§ **Objective**: Copy each line containing the word "What" from the records that follow, please.

Code that builds pages:

______________________________

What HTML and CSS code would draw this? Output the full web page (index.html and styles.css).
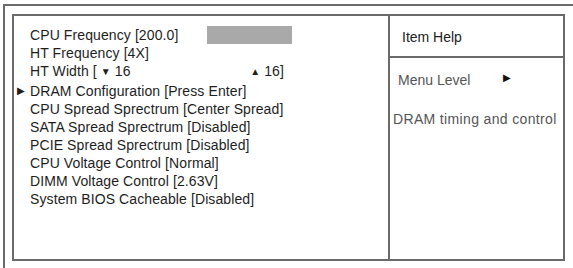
FILE: index.html
```html
<!DOCTYPE html>
<html>
<head>
<meta charset="utf-8">
<link rel="stylesheet" href="styles.css">
</head>
<body>
<div class="frame">
  <div class="panel">
    <div class="main">
      <div class="row first"><span class="label">CPU Frequency [200.0]</span><span class="bar"></span></div>
      <div class="row">HT Frequency [4X]</div>
      <div class="row width"><span>HT Width [ <span class="tri">&#9660;</span> 16</span><span class="upper"><span class="tri">&#9650;</span> 16]</span></div>
      <div class="row sel"><span class="ptr">&#9654;</span>DRAM Configuration [Press Enter]</div>
      <div class="row">CPU Spread Sprectrum [Center Spread]</div>
      <div class="row">SATA Spread Sprectrum [Disabled]</div>
      <div class="row">PCIE Spread Sprectrum [Disabled]</div>
      <div class="row">CPU Voltage Control [Normal]</div>
      <div class="row">DIMM Voltage Control [2.63V]</div>
      <div class="row">System BIOS Cacheable [Disabled]</div>
    </div>
    <div class="help">
      <div class="help-title">Item Help</div>
      <div class="help-body">
        <div class="level"><span>Menu Level</span><span class="lvl-tri">&#9654;</span></div>
        <div class="desc">DRAM timing and control</div>
      </div>
    </div>
  </div>
</div>
</body>
</html>
```
FILE: styles.css
```css
html, body {
  margin: 0;
  padding: 0;
  background: #ffffff;
}
body {
  width: 573px;
  height: 268px;
  overflow: hidden;
  font-family: "Liberation Sans", Arial, sans-serif;
  color: #1e1e1e;
}
.frame {
  margin: 4px 0 0 3px;
  border-top: 2px solid #6a6a6a;
  border-left: 2px solid #6a6a6a;
  padding: 8px 0 0 7px;
  height: 254px;
}
.panel {
  width: 549px;
  height: 243px;
  border: 2px solid #6a6a6a;
  display: grid;
  grid-template-columns: 376px 1fr;
}
.main {
  border-right: 2px solid #6a6a6a;
  padding: 10px 0 0 16px;
  font-size: 14px;
  letter-spacing: 0.1px;
  display: flex;
  flex-direction: column;
}
.row {
  height: 18px;
  line-height: 18px;
  white-space: nowrap;
  position: relative;
  display: flex;
  align-items: center;
}
.label {
  width: 177px;
}
.bar {
  display: inline-block;
  width: 85px;
  height: 18px;
  background: #a9a9a9;
}
.width {
  width: 254px;
  justify-content: space-between;
}
.tri {
  font-size: 10px;
  vertical-align: 1px;
}
.sel {
  margin-top: 2px;
}
.ptr {
  position: absolute;
  left: -13px;
  font-size: 10px;
}
.help {
  display: flex;
  flex-direction: column;
  color: #555;
}
.help-title {
  height: 42px;
  border-bottom: 2px solid #6a6a6a;
  box-sizing: border-box;
  padding: 13px 0 0 12px;
  font-size: 14px;
  color: #222;
}
.help-body {
  padding: 0 0 0 3px;
  font-size: 14px;
}
.level {
  display: flex;
  padding: 13px 0 0 5px;
  height: 18px;
  line-height: 18px;
}
.lvl-tri {
  font-size: 10px;
  color: #111;
  margin-left: 33px;
  margin-top: -2px;
}
.desc {
  margin-top: 22px;
  letter-spacing: 0.35px;
}
```
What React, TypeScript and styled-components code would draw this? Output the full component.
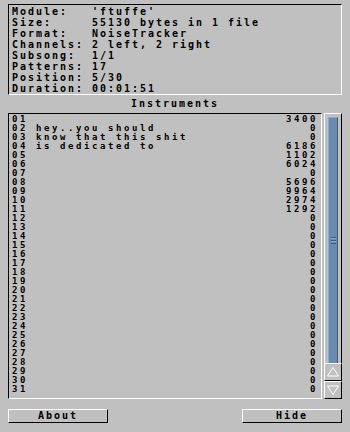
import styled, { createGlobalStyle } from 'styled-components';

const GlobalStyle = createGlobalStyle`
  html, body {
    margin: 0;
    padding: 0;
    background: #c0c0c0;
  }
`;

const Window = styled.div`
  width: 350px;
  height: 432px;
  box-sizing: border-box;
  padding: 4px 8px 0 8px;
  background: #c0c0c0;
  color: #000;
  font-family: "DejaVu Sans Mono", "Liberation Mono", monospace;
  font-weight: bold;
  font-size: 10px;
  letter-spacing: 1.98px;
  display: flex;
  flex-direction: column;
`;

const Recessed = styled.div`
  box-sizing: border-box;
  border-top: 1px solid #000;
  border-left: 1px solid #000;
  border-right: 1px solid #fff;
  border-bottom: 1px solid #fff;
`;

const InfoBox = styled(Recessed)`
  height: 91px;
  padding: 1px 0 0 3px;
`;

const InfoRow = styled.div`
  display: grid;
  grid-template-columns: 80px 1fr;
  height: 11px;
  line-height: 11px;
  white-space: pre;
`;

const SectionTitle = styled.div`
  text-align: center;
  height: 18px;
  line-height: 18px;
`;

const ListArea = styled.div`
  display: flex;
  gap: 2px;
  height: 286px;
`;

const ListBox = styled(Recessed)`
  width: 314px;
  padding: 1px 5px 0 3px;
  overflow: hidden;
  font-size: 9px;
  letter-spacing: 2.58px;
`;

const InstrRow = styled.div`
  display: flex;
  height: 9px;
  line-height: 9px;
  white-space: pre;
`;

const InstrNum = styled.span`
  width: 24px;
`;

const InstrName = styled.span`
  flex: 1;
`;

const InstrSize = styled.span`
  text-align: right;
  margin-right: -2px;
`;

const Scroller = styled.div`
  width: 18px;
  display: flex;
  flex-direction: column;
`;

const Track = styled.div`
  flex: 1;
  box-sizing: border-box;
  border-top: 1px solid #fff;
  border-left: 1px solid #fff;
  border-right: 1px solid #000;
  padding: 3px 3px 0 3px;
`;

const Knob = styled.div`
  height: 100%;
  box-sizing: border-box;
  background: #6a8bb0;
  border-left: 1px solid #8eaacb;
  border-top: 1px solid #8eaacb;
  border-right: 1px solid #3d5a7c;
  display: flex;
  align-items: center;
  justify-content: center;
`;

const Grip = styled.div`
  width: 5px;
  height: 7px;
  background: repeating-linear-gradient(
    to bottom,
    #3d5a7c 0px,
    #3d5a7c 1px,
    #8eaacb 1px,
    #8eaacb 2px,
    transparent 2px,
    transparent 3px
  );
`;

const ArrowButton = styled.div`
  height: 18px;
  box-sizing: border-box;
  border-top: 1px solid #fff;
  border-left: 1px solid #fff;
  border-right: 1px solid #000;
  border-bottom: 1px solid #000;
  display: flex;
  align-items: center;
  justify-content: center;
`;

const ButtonRow = styled.div`
  display: flex;
  justify-content: space-between;
  margin-top: 10px;
`;

const Button = styled.div`
  width: 100px;
  height: 14px;
  box-sizing: border-box;
  border-top: 1px solid #fff;
  border-left: 1px solid #fff;
  border-right: 1px solid #000;
  border-bottom: 1px solid #000;
  text-align: center;
  line-height: 12px;
`;

const info: [string, string][] = [
  ['Module:', "'ftuffe'"],
  ['Size:', '55130 bytes in 1 file'],
  ['Format:', 'NoiseTracker'],
  ['Channels:', '2 left, 2 right'],
  ['Subsong:', '1/1'],
  ['Patterns:', '17'],
  ['Position:', '5/30'],
  ['Duration:', '00:01:51'],
];

const names: Record<number, string> = {
  2: 'hey..you should',
  3: 'know that this shit',
  4: 'is dedicated to',
};

const sizes: Record<number, number> = {
  1: 3400,
  4: 6186,
  5: 1102,
  6: 6024,
  8: 5696,
  9: 9964,
  10: 2974,
  11: 1292,
};

const instruments = Array.from({ length: 31 }, (_, i) => ({
  num: String(i + 1).padStart(2, '0'),
  name: names[i + 1] ?? '',
  size: sizes[i + 1] ?? 0,
}));

function App() {
  return (
    <>
      <GlobalStyle />
      <Window>
        <InfoBox>
          {info.map(([label, value]) => (
            <InfoRow key={label}>
              <span>{label}</span>
              <span>{value}</span>
            </InfoRow>
          ))}
        </InfoBox>
        <SectionTitle>Instruments</SectionTitle>
        <ListArea>
          <ListBox>
            {instruments.map((ins) => (
              <InstrRow key={ins.num}>
                <InstrNum>{ins.num}</InstrNum>
                <InstrName>{ins.name}</InstrName>
                <InstrSize>{ins.size}</InstrSize>
              </InstrRow>
            ))}
          </ListBox>
          <Scroller>
            <Track>
              <Knob>
                <Grip />
              </Knob>
            </Track>
            <ArrowButton>
              <svg width="12" height="10" viewBox="0 0 12 10">
                <path d="M6 0.5 L11.5 9 L0.5 9 Z" fill="none" stroke="#fff" strokeWidth="1" />
              </svg>
            </ArrowButton>
            <ArrowButton>
              <svg width="12" height="10" viewBox="0 0 12 10">
                <path d="M0.5 1 L11.5 1 L6 9.5 Z" fill="none" stroke="#fff" strokeWidth="1" />
              </svg>
            </ArrowButton>
          </Scroller>
        </ListArea>
        <ButtonRow>
          <Button>About</Button>
          <Button>Hide</Button>
        </ButtonRow>
      </Window>
    </>
  );
}

export default App;
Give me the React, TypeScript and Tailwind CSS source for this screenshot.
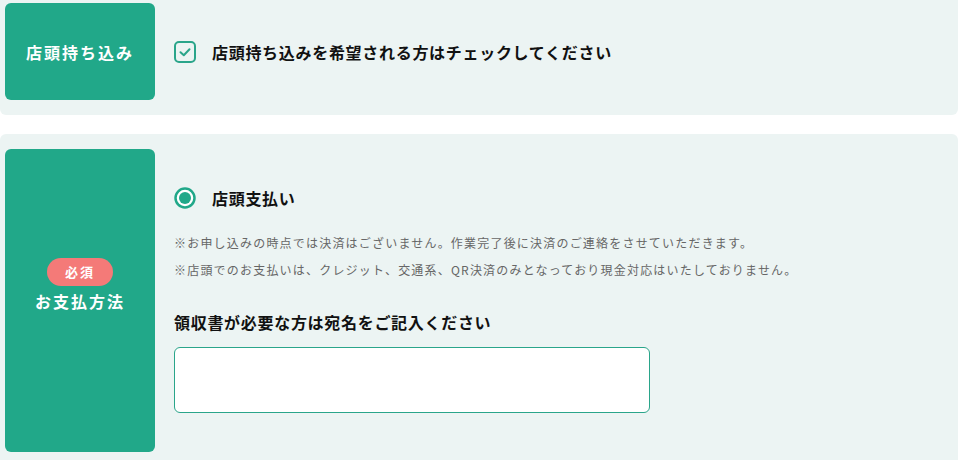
import React from "react";

const font = { fontFamily: '"Noto Sans CJK JP", "Noto Sans", sans-serif' };

const Label: React.FC<{ children: React.ReactNode; className?: string }> = ({
  children,
  className = "",
}) => (
  <div
    className={`w-[150px] shrink-0 rounded-md bg-[#21a889] text-white flex flex-col items-center justify-center ${className}`}
  >
    {children}
  </div>
);

const CheckIcon = () => (
  <svg width="22" height="22" viewBox="0 0 22 22" aria-hidden="true">
    <rect x="1" y="1" width="20" height="20" rx="4" fill="none" stroke="#2aa58a" strokeWidth="2" />
    <path d="M6.5 11.2 L9.8 14.2 L15.5 8.2" fill="none" stroke="#2aa58a" strokeWidth="2" strokeLinecap="round" strokeLinejoin="round" />
  </svg>
);

const RadioIcon = () => (
  <svg width="22" height="22" viewBox="0 0 22 22" aria-hidden="true">
    <circle cx="11" cy="11" r="9.5" fill="#fff" stroke="#21a889" strokeWidth="2.5" />
    <circle cx="11" cy="11" r="6" fill="#21a889" />
  </svg>
);

export default function App() {
  return (
    <div className="w-[958px] h-[460px] overflow-hidden bg-white" style={font}>
      {/* 店頭持ち込み */}
      <div className="-mt-[12px] flex rounded-md bg-[#ecf4f3] pl-[5px] pt-[15px] pb-[15px]">
        <Label className="h-[97px]">
          <span className="text-[16px] font-bold tracking-[2px]">店頭持ち込み</span>
        </Label>
        <div className="flex items-center gap-[16px] pl-[19px]">
          <CheckIcon />
          <span className="text-[16px] font-bold tracking-[0.7px] text-[#111]">
            店頭持ち込みを希望される方はチェックしてください
          </span>
        </div>
      </div>

      {/* お支払方法 */}
      <div className="mt-[19px] flex rounded-md bg-[#ecf4f3] pl-[5px] pt-[15px] pb-[15px]">
        <Label className="h-[303px] pb-[30px]">
          <span className="rounded-full bg-[#f47a78] w-[66px] h-[28px] flex items-center justify-center text-[13px] font-bold tracking-[2px]">
            必須
          </span>
          <span className="mt-[2px] text-[16px] font-bold tracking-[2px] leading-[26px]">お支払方法</span>
        </Label>
        <div className="flex flex-col pl-[19px] pt-[37px]">
          <div className="flex items-center gap-[16px]">
            <RadioIcon />
            <span className="text-[16px] font-bold tracking-[0.7px] text-[#111]">店頭支払い</span>
          </div>
          <div className="mt-[19px] text-[12px] leading-[27px] tracking-[1.2px] text-[#666]">
            <p>※お申し込みの時点では決済はございません。作業完了後に決済のご連絡をさせていただきます。</p>
            <p>※店頭でのお支払いは、クレジット、交通系、QR決済のみとなっており現金対応はいたしておりません。</p>
          </div>
          <p className="mt-[27px] text-[16px] font-bold tracking-[0.7px] text-[#111] leading-[24px]">
            領収書が必要な方は宛名をご記入ください
          </p>
          <textarea className="mt-[13px] w-[476px] h-[66px] rounded-md border border-[#2aa58a] bg-white resize-none outline-none" />
        </div>
      </div>
    </div>
  );
}
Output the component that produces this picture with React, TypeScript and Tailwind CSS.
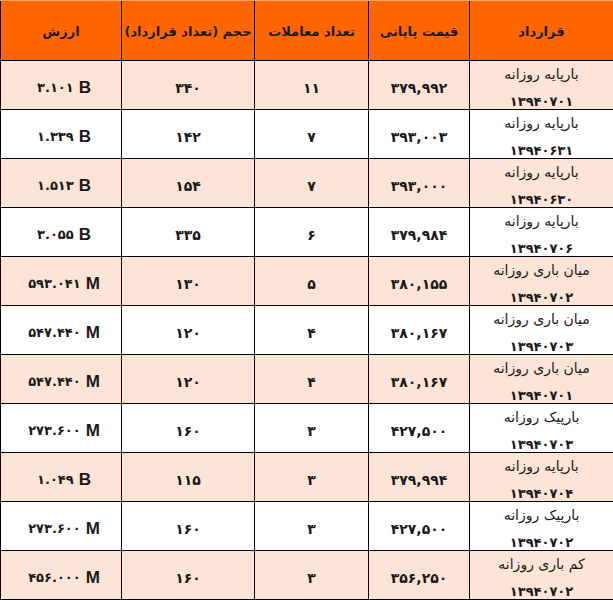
import React from "react";

type Row = { name: string; date: string; price: string; count: string; vol: string; val: string; unit: string };

const rows: Row[] = [
  { name: "بارپایه روزانه", date: "۱۳۹۴۰۷۰۱", price: "۳۷۹,۹۹۲", count: "۱۱", vol: "۳۴۰", val: "۳.۱۰۱", unit: "B" },
  { name: "بارپایه روزانه", date: "۱۳۹۴۰۶۳۱", price: "۳۹۳,۰۰۳", count: "۷", vol: "۱۴۲", val: "۱.۳۳۹", unit: "B" },
  { name: "بارپایه روزانه", date: "۱۳۹۴۰۶۳۰", price: "۳۹۳,۰۰۰", count: "۷", vol: "۱۵۴", val: "۱.۵۱۳", unit: "B" },
  { name: "بارپایه روزانه", date: "۱۳۹۴۰۷۰۶", price: "۳۷۹,۹۸۴", count: "۶", vol: "۳۳۵", val: "۳.۰۵۵", unit: "B" },
  { name: "میان باری روزانه", date: "۱۳۹۴۰۷۰۲", price: "۳۸۰,۱۵۵", count: "۵", vol: "۱۳۰", val: "۵۹۳.۰۴۱", unit: "M" },
  { name: "میان باری روزانه", date: "۱۳۹۴۰۷۰۳", price: "۳۸۰,۱۶۷", count: "۴", vol: "۱۲۰", val: "۵۴۷.۴۴۰", unit: "M" },
  { name: "میان باری روزانه", date: "۱۳۹۴۰۷۰۱", price: "۳۸۰,۱۶۷", count: "۴", vol: "۱۲۰", val: "۵۴۷.۴۴۰", unit: "M" },
  { name: "بارپیک روزانه", date: "۱۳۹۴۰۷۰۳", price: "۴۲۷,۵۰۰", count: "۳", vol: "۱۶۰", val: "۲۷۳.۶۰۰", unit: "M" },
  { name: "بارپایه روزانه", date: "۱۳۹۴۰۷۰۴", price: "۳۷۹,۹۹۴", count: "۳", vol: "۱۱۵", val: "۱.۰۴۹", unit: "B" },
  { name: "بارپیک روزانه", date: "۱۳۹۴۰۷۰۲", price: "۴۲۷,۵۰۰", count: "۳", vol: "۱۶۰", val: "۲۷۳.۶۰۰", unit: "M" },
  { name: "کم باری روزانه", date: "۱۳۹۴۰۷۰۲", price: "۳۵۶,۲۵۰", count: "۳", vol: "۱۶۰", val: "۴۵۶.۰۰۰", unit: "M" },
];

const grid = "grid grid-cols-[144px_101px_114px_133px_121px]";
const cell = "flex items-center justify-center border-l border-black";

export default function App() {
  return (
    <div
      dir="rtl"
      className="w-[613px] h-[600px] overflow-hidden bg-white text-[#1a1a1a] font-['DejaVu_Sans',sans-serif]"
    >
      <div className={`${grid} h-[61px] bg-[#ff6600] border-t border-[#f3a86c] border-b border-b-black`}>
        {["قرارداد", "قیمت پایانی", "تعداد معاملات", "حجم (تعداد قرارداد)", "ارزش"].map((h) => (
          <div key={h} className={`${cell} text-[13px] font-bold whitespace-nowrap pt-[3px]`}>
            {h}
          </div>
        ))}
      </div>
      {rows.map((r, i) => (
        <div
          key={i}
          className={`${grid} h-[49px] border-b border-black ${i % 2 === 0 ? "bg-[#fce4d6]" : "bg-white"}`}
        >
          <div className={`${cell} flex-col text-[14px] leading-[27px] overflow-visible`}>
            <span>{r.name}</span>
            <span className="font-bold text-[13px]">{r.date}</span>
          </div>
          <div className={`${cell} text-[14px] font-bold`}>{r.price}</div>
          <div className={`${cell} text-[14px] font-bold`}>{r.count}</div>
          <div className={`${cell} text-[14px] font-bold`}>{r.vol}</div>
          <div className={`${cell} text-[13px] font-bold pl-[6px]`}>
            <span dir="ltr" className="flex items-center gap-[5px]">
              <span>{r.val}</span>
              <span className="font-['Liberation_Sans',sans-serif] text-[17px]">{r.unit}</span>
            </span>
          </div>
        </div>
      ))}
    </div>
  );
}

______________________________

§ **Response to this task**:
What HTML and CSS code would draw this? Output the full web page (index.html and styles.css).
What React, TypeScript and styled-components code would draw this? Output the full component.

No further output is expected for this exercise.